My listening took a turn at the song “Sisters of the Moon.” This felt like an extension of Nicks’ and Buckingham’s earlier hits – but also different. Then I listened to “Too Funny” to see if there was really a White Stripes vibe and the college marching band-fueled title track.
“Sometimes, the most beautiful things
The most innocent things
And many of those dreams, pass us by
Keep passing me by.”
– opening lyrics to “Angel”
I’m grateful that I gave this album a second listen. I understand the timeline of Fleetwood Mac much more.
Oh good, more 70's space rock
I wasn't a big Mudhoney fan. I skipped right to Pearl Jam and Nirvana. Mudhoney sounds like they were trying to make post-punk before they dove full into Grunge.
But go listen to "Good Enough" on their Every Good Boy Deserves Fudge album. Do you hear echoes of the Kinks and Rolling Stones before the song makes a full dive into Seattle sound at 2:40?
Cool to see the early days of psychedlic rock. I only knew their hit on classic rock radio in the 80s.
An album that has aged surprisingly well. The title track's lyrics are even more appropriate today than in the Bush era. Definitely is channeling The Who's Tommy vibe into a modern punk rock opera.
Could have used a solid LBJ shout-out, though.

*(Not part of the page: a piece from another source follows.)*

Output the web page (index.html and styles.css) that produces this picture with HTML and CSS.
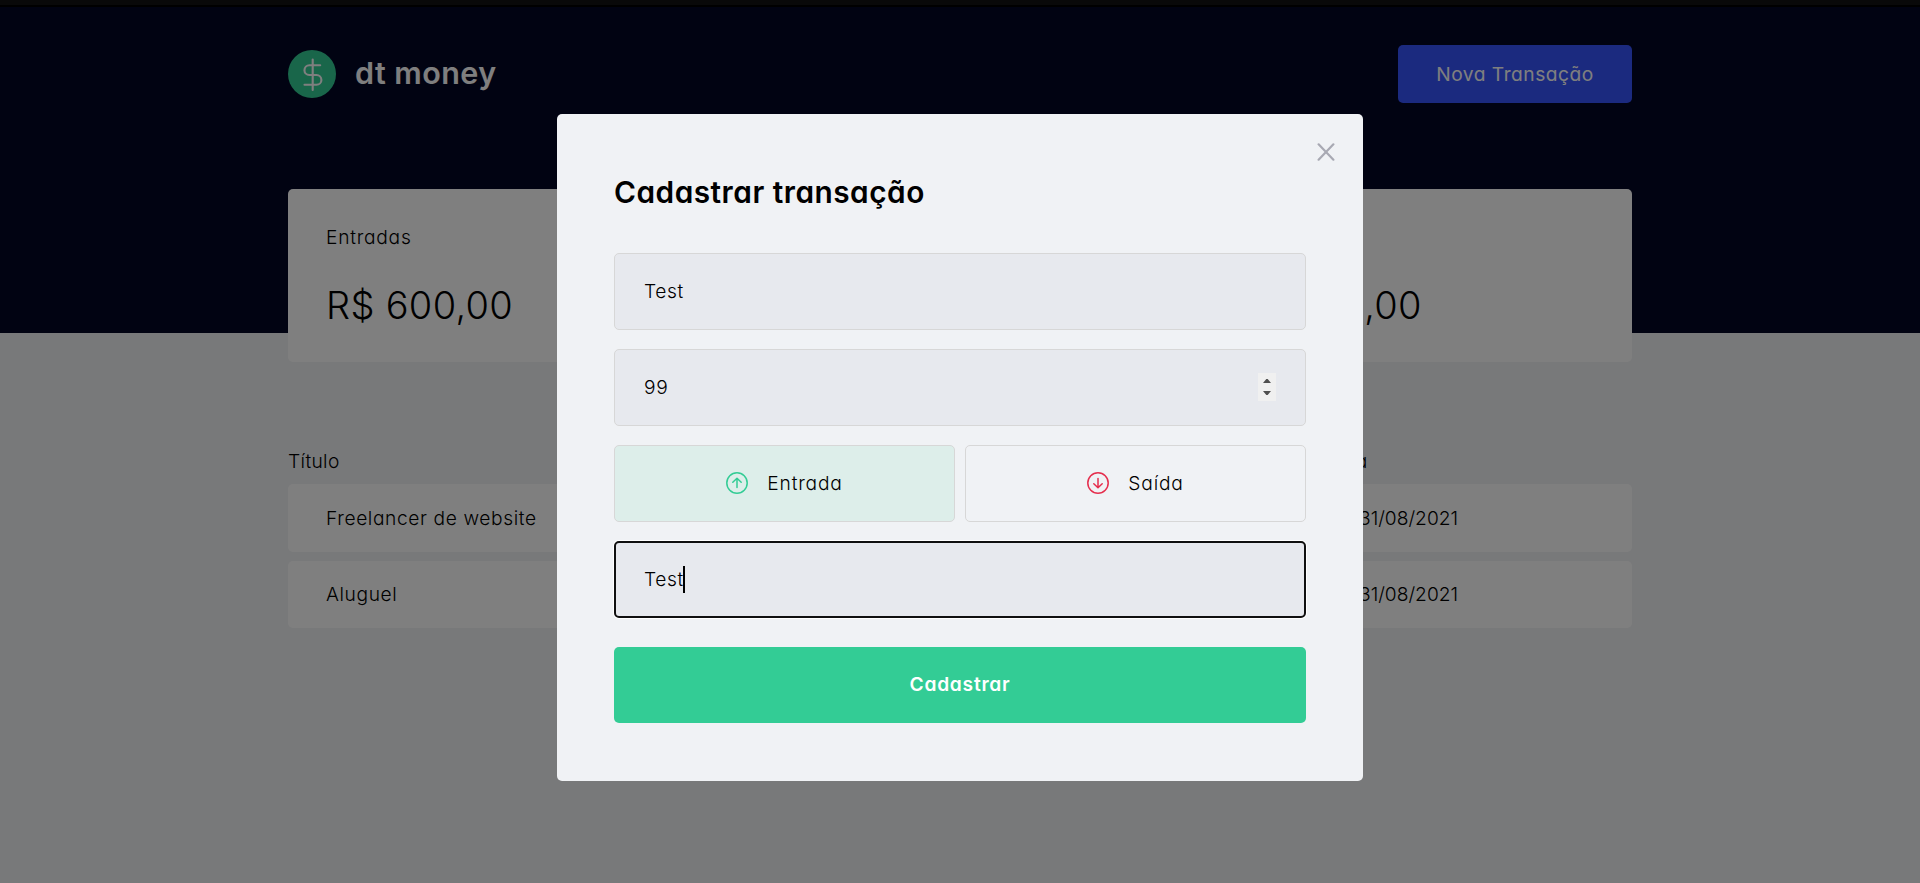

Favorite track: Grand Finale - A swooning, orchestral finish to an album filled with juvenile lyrics that will be forever immortalized by the giant middle finger of the title track. Imagine Alice Cooper conducting this beautiful song. His face must have been so happy to know he was capable of such beauty amidst the snakes and leather bravado of his stage persona.
When you need just the right cocktail music for your end-of-democracy themed 80s party.
This one was like listening to the Stones inside a time machine. Could they see their future as they were cranking out the tracks? Did they believe in the ones that sounded straight out of a studio exec's wishlist? Were they bristling to writer more verses to Mother's Little Helper?